処理した請求書1枚につき1円を子どもに関する問題に取り組むNPO法人フローレンス(東京・千代田)に寄付する取り組みはなぜ始めたのでしょうか。

横井氏:先ほどお話しした通り、もともと日本の子どもが置かれた状況に問題意識を持っていました。事業が大きくなり、より多くの請求書が処理されるようになるほど、直接誰かの役に立つ構造を作ることで、働く社員たちのモチベーションになると考えています。売り上げが少ない頃から寄付を続けています。

VCの出資を受けると意思決定がゆがむ

このような利益を最優先としない取り組みができるのは、ベンチャーキャピタル(VC)など投資家のお金があまり入っていないからでしょうか。

横井氏:今の段階でVCから資金を入れると、VCや株主の顔色をうかがって短期的な目標の達成のためにゆがんだ意思決定を求められるリスクがあります。

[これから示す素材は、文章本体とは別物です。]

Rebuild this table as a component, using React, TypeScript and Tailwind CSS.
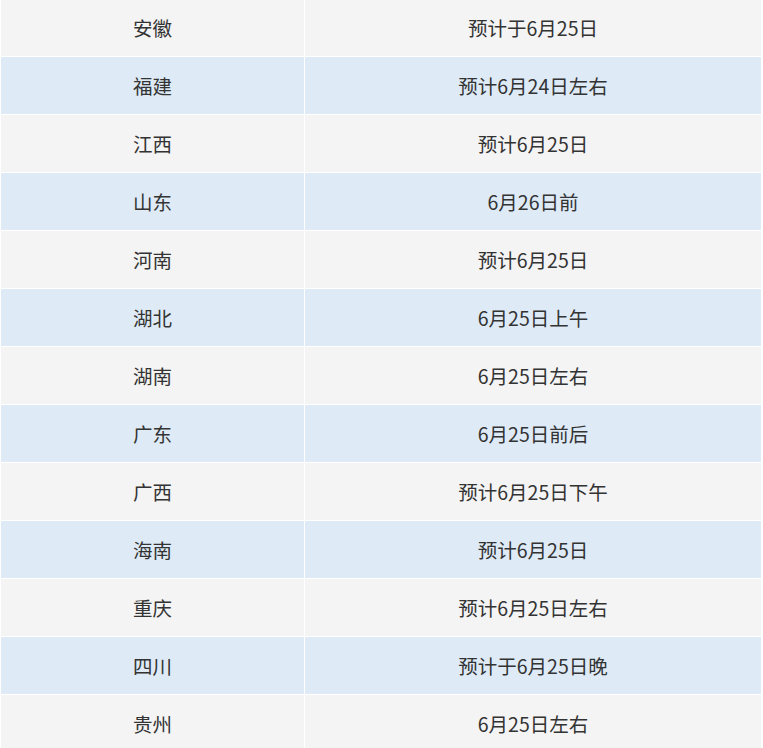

会社売却や新規株式公開(IPO)のようなイグジットも現時点では目標にしていません。

横井さんは17年11月にクラウド記帳サービスのクラビスをマネーフォワード(東京・港)に売却しています。マネーフォワードで現在のようなサービスをやろうと思わなかったのですか。

横井氏:マネーフォワードはディープワークに少し出資していますが、会社の売却益など主に自分のお金で起業しました。ディープワークを起業したとき、マネーフォワードの辻庸介社長にもどうしてマネーフォワードグループでやらないのかと尋ねられました。

 ただ「サラリーマン」だとやる気が起きません。VCからの資金調達と同様に上場企業の子会社で目標を他者に設定されるのは嫌いです。常に自己ベストを目指す働き方が好きなので、組織の下で働くのにはなじまないタイプだと思います。

電子保存義務化に意味はない

今後、中小企業も含めて請求書などビジネス書類のデジタルトランスフォーメーション(DX)を進めるために国は何をすべきでしょうか。

横井氏:まず、インボイス制度を機に、請求書のレイアウトと内容をある程度統一すべきです。請求書に個性を出す必要はない。電子インボイスを普及させるのも重要です。そうすればコンピューターで扱うことができるようになります。

 義務化なしではデジタルが苦手な経営者がシステムで電子請求書を発行するようになるまでに相当時間がかかります。韓国などはそこを義務化できるから一気に社会のデジタル化が進みますが、日本だと義務化は難しい。どこかで強制的に進めない限り、なかなかデジタル化は進まないと思います。